Given instruction —
Gather every line below where "components" appears.

# # # # # # #

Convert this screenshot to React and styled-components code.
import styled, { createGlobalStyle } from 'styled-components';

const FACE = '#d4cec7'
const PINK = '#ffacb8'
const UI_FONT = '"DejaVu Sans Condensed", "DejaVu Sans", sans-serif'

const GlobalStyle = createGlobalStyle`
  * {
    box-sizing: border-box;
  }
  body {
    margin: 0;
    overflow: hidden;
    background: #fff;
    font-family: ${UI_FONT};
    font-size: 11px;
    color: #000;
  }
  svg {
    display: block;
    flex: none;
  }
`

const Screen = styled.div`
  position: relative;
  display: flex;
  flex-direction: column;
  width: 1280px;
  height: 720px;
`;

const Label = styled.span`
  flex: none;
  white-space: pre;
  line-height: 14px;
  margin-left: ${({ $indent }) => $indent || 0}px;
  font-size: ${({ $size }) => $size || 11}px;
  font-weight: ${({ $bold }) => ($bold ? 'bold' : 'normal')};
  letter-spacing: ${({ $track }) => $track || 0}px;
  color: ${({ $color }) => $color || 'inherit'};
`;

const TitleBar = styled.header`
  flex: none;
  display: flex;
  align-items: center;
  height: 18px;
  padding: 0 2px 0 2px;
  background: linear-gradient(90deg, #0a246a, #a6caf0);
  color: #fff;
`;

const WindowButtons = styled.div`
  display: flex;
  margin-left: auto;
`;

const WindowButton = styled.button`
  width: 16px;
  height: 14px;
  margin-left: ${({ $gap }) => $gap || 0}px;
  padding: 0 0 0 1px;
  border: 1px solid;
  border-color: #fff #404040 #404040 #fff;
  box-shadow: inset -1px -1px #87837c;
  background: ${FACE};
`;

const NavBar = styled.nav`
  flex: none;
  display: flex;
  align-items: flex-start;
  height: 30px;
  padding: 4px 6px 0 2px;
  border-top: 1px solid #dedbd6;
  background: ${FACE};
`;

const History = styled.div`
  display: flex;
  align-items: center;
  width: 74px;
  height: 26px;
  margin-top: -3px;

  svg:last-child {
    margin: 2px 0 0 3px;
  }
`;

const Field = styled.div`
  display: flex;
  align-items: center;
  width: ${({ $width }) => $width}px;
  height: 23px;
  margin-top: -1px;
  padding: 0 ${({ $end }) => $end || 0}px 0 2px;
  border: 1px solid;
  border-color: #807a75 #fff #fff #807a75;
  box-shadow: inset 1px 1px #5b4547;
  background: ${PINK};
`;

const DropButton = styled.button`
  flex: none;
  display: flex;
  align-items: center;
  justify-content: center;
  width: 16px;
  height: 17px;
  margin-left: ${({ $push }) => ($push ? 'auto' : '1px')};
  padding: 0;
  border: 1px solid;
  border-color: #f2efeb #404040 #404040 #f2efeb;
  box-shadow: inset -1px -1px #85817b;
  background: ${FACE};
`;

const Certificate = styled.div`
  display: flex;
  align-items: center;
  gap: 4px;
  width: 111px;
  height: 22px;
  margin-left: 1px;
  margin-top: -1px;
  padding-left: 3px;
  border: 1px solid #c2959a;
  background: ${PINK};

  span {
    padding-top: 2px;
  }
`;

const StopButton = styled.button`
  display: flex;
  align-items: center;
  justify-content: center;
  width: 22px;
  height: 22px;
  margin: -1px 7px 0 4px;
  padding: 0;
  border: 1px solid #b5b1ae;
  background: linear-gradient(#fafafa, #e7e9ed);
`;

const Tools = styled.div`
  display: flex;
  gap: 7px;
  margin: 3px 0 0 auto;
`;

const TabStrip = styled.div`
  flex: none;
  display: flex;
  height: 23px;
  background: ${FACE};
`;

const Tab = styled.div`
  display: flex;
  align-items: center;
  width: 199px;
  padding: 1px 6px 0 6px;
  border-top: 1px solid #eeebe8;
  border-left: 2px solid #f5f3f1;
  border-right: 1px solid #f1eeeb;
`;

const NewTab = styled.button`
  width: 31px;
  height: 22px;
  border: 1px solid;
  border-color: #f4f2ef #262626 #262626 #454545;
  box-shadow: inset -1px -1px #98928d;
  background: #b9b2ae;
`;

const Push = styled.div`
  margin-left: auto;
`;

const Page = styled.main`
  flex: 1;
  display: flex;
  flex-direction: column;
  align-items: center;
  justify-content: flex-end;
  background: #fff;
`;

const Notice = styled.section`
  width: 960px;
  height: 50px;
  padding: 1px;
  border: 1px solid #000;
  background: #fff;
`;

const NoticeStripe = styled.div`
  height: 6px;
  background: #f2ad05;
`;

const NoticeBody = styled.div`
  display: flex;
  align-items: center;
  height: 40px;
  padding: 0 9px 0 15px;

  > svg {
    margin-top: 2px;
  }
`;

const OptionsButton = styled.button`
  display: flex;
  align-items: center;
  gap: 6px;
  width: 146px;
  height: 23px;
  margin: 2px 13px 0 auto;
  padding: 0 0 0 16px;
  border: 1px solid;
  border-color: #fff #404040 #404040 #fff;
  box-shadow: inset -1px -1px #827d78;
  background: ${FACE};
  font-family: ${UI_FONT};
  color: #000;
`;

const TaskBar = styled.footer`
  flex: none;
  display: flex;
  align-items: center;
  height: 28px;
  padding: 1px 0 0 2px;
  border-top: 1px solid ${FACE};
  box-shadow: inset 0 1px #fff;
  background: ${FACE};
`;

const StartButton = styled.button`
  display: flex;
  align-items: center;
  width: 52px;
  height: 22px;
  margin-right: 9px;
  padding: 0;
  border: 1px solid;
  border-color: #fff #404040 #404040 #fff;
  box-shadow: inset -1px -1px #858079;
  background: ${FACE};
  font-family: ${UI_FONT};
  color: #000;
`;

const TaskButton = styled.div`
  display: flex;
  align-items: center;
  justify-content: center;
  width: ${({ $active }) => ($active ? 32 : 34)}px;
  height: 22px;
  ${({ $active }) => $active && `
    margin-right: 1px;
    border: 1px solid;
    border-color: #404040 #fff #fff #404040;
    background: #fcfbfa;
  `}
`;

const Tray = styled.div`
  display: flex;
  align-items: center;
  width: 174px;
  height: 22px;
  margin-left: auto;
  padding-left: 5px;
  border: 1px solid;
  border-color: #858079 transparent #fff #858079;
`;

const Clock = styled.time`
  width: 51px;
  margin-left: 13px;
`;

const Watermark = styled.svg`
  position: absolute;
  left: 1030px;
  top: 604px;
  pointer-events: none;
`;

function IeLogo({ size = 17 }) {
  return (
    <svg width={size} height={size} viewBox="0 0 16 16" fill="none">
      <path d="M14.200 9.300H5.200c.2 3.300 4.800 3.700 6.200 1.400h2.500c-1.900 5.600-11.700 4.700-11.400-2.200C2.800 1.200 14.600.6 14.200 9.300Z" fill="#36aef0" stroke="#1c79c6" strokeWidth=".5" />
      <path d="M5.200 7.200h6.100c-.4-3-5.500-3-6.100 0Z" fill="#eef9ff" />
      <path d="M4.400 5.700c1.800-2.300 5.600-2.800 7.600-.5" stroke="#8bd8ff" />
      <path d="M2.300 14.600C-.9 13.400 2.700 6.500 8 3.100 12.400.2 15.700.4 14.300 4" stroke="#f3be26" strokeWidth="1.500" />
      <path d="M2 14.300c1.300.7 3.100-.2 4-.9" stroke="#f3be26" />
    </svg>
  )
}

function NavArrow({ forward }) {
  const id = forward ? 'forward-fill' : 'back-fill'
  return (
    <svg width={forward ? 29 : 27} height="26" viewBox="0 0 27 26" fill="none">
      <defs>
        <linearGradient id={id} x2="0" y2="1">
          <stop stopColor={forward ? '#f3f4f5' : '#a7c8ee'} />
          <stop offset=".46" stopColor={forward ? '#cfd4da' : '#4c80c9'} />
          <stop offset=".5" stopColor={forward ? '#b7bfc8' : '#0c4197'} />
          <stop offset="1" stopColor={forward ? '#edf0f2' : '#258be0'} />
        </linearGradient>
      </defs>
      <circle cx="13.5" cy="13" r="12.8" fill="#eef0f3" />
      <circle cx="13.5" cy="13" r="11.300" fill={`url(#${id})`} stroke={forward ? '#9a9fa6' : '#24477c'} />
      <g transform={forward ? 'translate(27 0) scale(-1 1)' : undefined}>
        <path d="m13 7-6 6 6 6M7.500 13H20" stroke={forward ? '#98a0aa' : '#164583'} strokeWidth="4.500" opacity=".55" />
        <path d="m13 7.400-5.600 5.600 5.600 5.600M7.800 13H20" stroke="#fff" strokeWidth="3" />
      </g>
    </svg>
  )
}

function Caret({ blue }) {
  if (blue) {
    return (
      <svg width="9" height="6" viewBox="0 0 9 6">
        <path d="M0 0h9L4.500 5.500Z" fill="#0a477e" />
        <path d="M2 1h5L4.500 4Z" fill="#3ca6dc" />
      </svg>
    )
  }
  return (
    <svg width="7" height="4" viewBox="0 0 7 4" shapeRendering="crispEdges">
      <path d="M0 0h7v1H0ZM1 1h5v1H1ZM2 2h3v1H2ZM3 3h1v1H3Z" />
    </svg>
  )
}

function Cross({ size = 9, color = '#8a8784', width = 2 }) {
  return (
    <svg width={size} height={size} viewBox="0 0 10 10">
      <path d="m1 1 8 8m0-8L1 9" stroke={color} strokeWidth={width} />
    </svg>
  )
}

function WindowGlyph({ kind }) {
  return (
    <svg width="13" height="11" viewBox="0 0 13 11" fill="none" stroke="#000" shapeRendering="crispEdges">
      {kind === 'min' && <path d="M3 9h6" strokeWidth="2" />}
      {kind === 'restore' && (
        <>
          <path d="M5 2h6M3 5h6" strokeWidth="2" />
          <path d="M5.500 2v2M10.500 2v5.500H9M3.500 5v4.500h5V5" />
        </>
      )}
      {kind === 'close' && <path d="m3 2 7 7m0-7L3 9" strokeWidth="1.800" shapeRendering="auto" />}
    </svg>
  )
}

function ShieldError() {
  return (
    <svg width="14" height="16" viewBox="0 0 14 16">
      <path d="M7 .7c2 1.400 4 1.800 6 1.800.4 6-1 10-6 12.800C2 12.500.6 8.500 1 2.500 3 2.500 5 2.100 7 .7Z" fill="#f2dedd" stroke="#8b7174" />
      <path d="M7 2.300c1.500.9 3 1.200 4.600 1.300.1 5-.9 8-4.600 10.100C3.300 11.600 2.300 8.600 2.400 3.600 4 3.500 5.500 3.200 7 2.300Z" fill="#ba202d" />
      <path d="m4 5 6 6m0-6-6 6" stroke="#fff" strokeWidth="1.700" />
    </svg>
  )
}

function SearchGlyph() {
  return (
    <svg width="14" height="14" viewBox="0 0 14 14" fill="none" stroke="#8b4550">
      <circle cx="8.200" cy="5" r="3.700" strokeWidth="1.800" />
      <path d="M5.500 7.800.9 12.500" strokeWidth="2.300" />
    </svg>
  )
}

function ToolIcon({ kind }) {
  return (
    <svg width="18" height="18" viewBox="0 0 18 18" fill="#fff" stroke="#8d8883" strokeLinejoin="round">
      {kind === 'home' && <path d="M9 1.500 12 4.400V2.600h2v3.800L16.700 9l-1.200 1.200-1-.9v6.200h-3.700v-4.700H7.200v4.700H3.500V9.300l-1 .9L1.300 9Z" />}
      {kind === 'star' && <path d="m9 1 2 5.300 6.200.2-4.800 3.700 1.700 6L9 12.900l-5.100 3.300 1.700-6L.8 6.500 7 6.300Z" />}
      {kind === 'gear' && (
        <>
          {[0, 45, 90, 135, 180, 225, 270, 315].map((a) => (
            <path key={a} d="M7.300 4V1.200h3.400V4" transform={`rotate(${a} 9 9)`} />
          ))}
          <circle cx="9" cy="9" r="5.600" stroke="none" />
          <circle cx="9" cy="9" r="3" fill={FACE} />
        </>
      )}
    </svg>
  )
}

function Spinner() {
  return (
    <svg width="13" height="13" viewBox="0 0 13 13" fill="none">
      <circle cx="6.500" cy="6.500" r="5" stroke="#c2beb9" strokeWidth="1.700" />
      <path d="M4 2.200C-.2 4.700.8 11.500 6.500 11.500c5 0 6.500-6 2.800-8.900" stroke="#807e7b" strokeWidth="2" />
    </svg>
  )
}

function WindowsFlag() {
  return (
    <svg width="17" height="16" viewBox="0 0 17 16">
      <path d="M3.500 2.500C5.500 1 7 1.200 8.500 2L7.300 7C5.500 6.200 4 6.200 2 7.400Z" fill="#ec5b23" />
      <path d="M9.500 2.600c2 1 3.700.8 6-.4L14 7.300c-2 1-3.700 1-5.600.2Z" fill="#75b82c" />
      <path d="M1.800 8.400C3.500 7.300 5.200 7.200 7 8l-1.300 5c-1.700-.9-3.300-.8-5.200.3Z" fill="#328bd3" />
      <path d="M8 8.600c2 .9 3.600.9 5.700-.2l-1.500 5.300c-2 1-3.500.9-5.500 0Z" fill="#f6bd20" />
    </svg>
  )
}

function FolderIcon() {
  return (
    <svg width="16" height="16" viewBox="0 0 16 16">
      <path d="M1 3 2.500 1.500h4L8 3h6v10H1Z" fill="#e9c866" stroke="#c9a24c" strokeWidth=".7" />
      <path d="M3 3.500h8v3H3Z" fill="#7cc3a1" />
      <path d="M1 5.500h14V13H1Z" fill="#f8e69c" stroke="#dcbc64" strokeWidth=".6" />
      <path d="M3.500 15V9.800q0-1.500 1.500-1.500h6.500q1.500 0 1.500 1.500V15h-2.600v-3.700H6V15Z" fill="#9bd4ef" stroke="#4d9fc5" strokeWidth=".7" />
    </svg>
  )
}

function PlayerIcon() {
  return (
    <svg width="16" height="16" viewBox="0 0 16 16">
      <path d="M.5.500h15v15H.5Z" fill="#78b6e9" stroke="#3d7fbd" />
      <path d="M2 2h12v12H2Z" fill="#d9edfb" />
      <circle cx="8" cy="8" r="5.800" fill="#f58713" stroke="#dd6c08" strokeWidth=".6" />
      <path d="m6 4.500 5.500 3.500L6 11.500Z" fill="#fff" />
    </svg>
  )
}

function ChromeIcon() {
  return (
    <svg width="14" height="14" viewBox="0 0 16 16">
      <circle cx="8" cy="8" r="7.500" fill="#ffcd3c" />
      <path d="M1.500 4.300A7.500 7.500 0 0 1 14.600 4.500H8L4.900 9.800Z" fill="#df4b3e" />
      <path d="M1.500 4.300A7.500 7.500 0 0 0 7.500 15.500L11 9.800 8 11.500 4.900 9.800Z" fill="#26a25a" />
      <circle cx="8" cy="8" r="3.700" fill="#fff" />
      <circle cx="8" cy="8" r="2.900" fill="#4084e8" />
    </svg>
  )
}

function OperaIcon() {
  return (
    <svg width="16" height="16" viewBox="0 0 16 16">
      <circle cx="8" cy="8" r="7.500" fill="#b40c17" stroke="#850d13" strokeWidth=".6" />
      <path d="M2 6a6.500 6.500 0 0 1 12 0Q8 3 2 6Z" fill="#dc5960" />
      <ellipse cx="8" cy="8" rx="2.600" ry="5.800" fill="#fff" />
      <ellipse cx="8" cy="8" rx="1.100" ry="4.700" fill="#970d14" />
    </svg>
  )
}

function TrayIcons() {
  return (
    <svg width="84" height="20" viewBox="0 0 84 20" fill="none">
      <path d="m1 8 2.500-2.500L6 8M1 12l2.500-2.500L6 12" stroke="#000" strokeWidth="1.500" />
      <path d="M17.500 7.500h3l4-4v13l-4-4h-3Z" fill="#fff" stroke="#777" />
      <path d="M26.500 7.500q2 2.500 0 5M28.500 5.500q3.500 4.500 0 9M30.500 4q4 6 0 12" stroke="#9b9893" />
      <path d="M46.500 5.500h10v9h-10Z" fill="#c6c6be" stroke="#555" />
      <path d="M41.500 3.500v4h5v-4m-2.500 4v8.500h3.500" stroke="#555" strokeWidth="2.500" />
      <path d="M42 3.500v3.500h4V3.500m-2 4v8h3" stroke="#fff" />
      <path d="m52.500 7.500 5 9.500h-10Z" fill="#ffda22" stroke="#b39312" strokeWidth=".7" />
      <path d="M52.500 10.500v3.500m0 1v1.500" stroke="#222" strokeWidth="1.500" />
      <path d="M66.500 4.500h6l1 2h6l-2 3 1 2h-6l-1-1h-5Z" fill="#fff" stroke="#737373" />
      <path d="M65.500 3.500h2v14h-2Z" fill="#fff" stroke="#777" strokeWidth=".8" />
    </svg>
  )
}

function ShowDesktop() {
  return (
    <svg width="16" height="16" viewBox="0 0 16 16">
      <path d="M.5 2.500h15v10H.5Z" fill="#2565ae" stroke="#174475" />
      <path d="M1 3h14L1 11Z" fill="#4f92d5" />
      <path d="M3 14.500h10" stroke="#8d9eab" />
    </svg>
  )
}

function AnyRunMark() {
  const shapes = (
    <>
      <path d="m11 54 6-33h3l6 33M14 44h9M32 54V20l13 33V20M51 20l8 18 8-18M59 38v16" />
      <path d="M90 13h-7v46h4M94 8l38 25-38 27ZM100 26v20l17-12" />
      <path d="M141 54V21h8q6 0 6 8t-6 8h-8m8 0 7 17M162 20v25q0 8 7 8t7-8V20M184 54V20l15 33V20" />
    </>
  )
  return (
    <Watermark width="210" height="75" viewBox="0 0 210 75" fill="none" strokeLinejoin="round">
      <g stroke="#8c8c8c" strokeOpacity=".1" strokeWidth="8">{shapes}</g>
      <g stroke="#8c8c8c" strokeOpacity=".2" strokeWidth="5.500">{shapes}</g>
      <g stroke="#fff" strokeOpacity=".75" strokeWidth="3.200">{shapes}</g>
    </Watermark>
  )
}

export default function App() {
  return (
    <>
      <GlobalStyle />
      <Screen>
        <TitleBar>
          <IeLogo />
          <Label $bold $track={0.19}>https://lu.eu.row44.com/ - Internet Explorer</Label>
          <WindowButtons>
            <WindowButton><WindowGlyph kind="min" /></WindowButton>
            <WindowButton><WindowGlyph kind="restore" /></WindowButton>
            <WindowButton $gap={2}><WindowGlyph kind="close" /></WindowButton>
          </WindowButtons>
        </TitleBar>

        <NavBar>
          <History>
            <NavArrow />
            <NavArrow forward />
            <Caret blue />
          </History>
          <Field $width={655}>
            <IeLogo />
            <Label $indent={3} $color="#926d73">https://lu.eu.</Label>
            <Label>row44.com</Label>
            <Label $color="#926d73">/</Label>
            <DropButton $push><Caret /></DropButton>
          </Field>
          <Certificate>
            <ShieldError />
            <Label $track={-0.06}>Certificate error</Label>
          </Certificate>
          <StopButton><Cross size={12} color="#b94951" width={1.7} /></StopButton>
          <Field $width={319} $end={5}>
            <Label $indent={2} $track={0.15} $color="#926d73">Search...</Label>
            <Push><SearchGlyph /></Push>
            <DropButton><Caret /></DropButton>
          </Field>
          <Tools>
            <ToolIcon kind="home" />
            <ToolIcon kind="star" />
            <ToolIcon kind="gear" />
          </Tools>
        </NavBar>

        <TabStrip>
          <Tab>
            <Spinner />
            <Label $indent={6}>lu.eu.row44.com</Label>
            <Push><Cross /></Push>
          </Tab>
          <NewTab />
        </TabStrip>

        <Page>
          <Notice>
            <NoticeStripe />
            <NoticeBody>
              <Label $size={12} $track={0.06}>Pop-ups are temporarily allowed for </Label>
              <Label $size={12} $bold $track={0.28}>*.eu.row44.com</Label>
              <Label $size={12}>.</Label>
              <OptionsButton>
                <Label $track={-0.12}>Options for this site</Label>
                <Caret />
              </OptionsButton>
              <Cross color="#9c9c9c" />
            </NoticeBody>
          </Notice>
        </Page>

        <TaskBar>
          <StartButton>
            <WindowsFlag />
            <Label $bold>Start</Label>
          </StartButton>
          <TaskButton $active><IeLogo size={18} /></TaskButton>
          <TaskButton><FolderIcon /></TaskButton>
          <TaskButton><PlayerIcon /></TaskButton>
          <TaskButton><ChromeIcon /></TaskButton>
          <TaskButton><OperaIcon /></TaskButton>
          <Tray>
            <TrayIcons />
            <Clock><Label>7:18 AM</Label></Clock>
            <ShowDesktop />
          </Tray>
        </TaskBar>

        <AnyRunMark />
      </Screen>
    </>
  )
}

# # # # # # #

Response —
Convert this screenshot to React and styled-components code.
import styled, { createGlobalStyle } from 'styled-components';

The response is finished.